Adolf Hitler was the man who led the Nazi party to power in Germany and created the Third Reich. He was Germany’s first Nazi dictator, but he was not its last. That ignominious distinction belongs to Admiral Karl Dönitz, Hitler’s handpicked successor. Karl Dönitz was an unusual choice to succeed Hitler. He was a gifted naval officer and a devoted Nazi, but he had come up through the ranks of the military, not the Nazi party, unlike other prominent leaders of the Third Reich.
Dönitz was born in 1891 in Grünau, Germany. The son of middle class parents, Dönitz began his military career in 1910 when he enlisted in the German Imperial Navy. He received a commission in 1913 and requested a transfer to the burgeoning German submarine force in 1916. Dönitz took command of U-boat UB-68 in 1918. His time as a submarine captain did not last long, however. While operating in the Mediterranean, his submarine suffered technical malfunctions that forced it to the surface. Rather than let the U-boat fall into enemy hands, Dönitz scuttled the vessel and surrendered to the British. He spent the rest of the war in a British POW camp.
After Dönitz returned to Germany, he chose to remain in the greatly reduced German navy. Under the provisions of the Treaty of Versailles, Germany was forbidden to possess any submarines. Accordingly, Dönitz spent the next 15 years traveling the world aboard various German warships. Then in 1935, Admiral Erich Raeder chose Dönitz to reconstitute Germany’s submarine force in defiance of the Treaty of Versailles. As the wartime commander of Germany’s U-boats, Dönitz achieved enormous success destroying allied ships in the Atlantic. His command sank more than 3,500 allied vessels in the protracted Battle of the Atlantic during the course of World War II. The German Navy lost approximately 784 submarines in the process, and Dönitz suffered personally when his two sons were killed while serving in the German navy.
Although Dönitz’s submarines were a serious threat to Britain’s survival, the German navy always rated behind the army and air force in German armament priorities. In 1943, just as the tide of the war turned decisively against Germany, Dönitz assumed command of the German Navy when Admiral Raeder retired. As German forces retreated on land, German U-Boats continued to menace allied ships through the end of the war.

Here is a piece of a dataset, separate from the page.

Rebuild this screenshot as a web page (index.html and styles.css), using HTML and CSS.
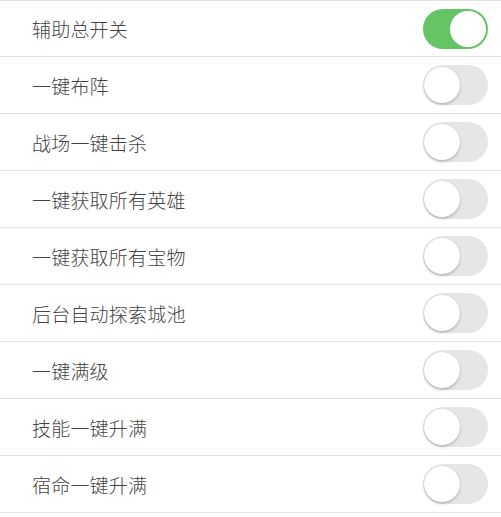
FILE: index.html
```html
<!DOCTYPE html>
<html lang="zh-CN">
<head>
    <meta charset="UTF-8" />
    <title>辅助设置</title>
    <link rel="stylesheet" href="styles.css">
</head>
<body>
    <ul class="settings">
        <li class="row">
            <span class="label">辅助总开关</span>
            <label class="switch"><input type="checkbox" checked><span class="track"></span></label>
        </li>
        <li class="row">
            <span class="label">一键布阵</span>
            <label class="switch"><input type="checkbox"><span class="track"></span></label>
        </li>
        <li class="row">
            <span class="label">战场一键击杀</span>
            <label class="switch"><input type="checkbox"><span class="track"></span></label>
        </li>
        <li class="row">
            <span class="label">一键获取所有英雄</span>
            <label class="switch"><input type="checkbox"><span class="track"></span></label>
        </li>
        <li class="row">
            <span class="label">一键获取所有宝物</span>
            <label class="switch"><input type="checkbox"><span class="track"></span></label>
        </li>
        <li class="row">
            <span class="label">后台自动探索城池</span>
            <label class="switch"><input type="checkbox"><span class="track"></span></label>
        </li>
        <li class="row">
            <span class="label">一键满级</span>
            <label class="switch"><input type="checkbox"><span class="track"></span></label>
        </li>
        <li class="row">
            <span class="label">技能一键升满</span>
            <label class="switch"><input type="checkbox"><span class="track"></span></label>
        </li>
        <li class="row">
            <span class="label">宿命一键升满</span>
            <label class="switch"><input type="checkbox"><span class="track"></span></label>
        </li>
    </ul>
</body>
</html>
```

FILE: styles.css
```css
/* Geral */
body {
    margin: 0;
    background-color: #fff;
    font-family: "Noto Sans CJK SC", "Liberation Sans", sans-serif;
}

/* Lista de opções */
.settings {
    list-style: none;
    margin: 0;
    padding: 0;
    border-top: 1px solid #e3e3e3;
}

.row {
    display: flex;
    align-items: center;
    justify-content: space-between;
    height: 56px;
    padding: 0 13px 0 32px;
    border-bottom: 1px solid #e3e3e3;
}

.row:first-child {
    height: 55px;
}

.label {
    font-size: 19px;
    font-weight: 300;
    color: #444;
    letter-spacing: 0.2px;
}

/* Interruptor */
.switch {
    position: relative;
    display: block;
    width: 65px;
    height: 40px;
}

.switch input {
    display: none;
}

.track {
    display: block;
    width: 100%;
    height: 100%;
    border-radius: 20px;
    background-color: #e6e6e6;
    transition: background-color 0.3s ease;
}

.track::after {
    content: "";
    position: absolute;
    top: 2px;
    left: 1px;
    width: 36px;
    height: 36px;
    border-radius: 50%;
    background-color: #fff;
    box-shadow: 0 2px 3px rgba(0,0,0,0.18), 0 0 1px rgba(0,0,0,0.2);
    transition: left 0.3s ease;
}

.switch input:checked + .track {
    background-color: #64c466;
}

.switch input:checked + .track::after {
    left: 27px;
    box-shadow: none;
}
```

Dönitz had only occasional contact with Hitler prior to 1943, but Dönitz met with the Führer twice a month after being named commander of the German navy. Even though Dönitz joined the Nazi party only in 1944, Hitler appreciated how Dönitz initiated a program of Nazi indoctrination for German sailors and Dönitz’s confidence that U-boats could still bring Britain to its knees. After July 1944, Hitler held Dönitz in even higher esteem when it was discovered that no German naval officers took part in the failed attempt to assassinate the Führer orchestrated by high-ranking Germany army officers. As Germany’s fortunes deteriorated, Dönitz remained steadfastly loyal to Hitler. The two men met with increasing frequency during the final months of the war, as Hitler became more and more isolated in his Berlin bunker. On the eve of the Soviet attack on the city, Dönitz ordered thousands of German sailors to take up arms and help defend the capital. On April 20, 1945, as Hitler celebrated his 56 birthday in his Führerbunker, more than a million Soviet soldiers began their assault on Berlin.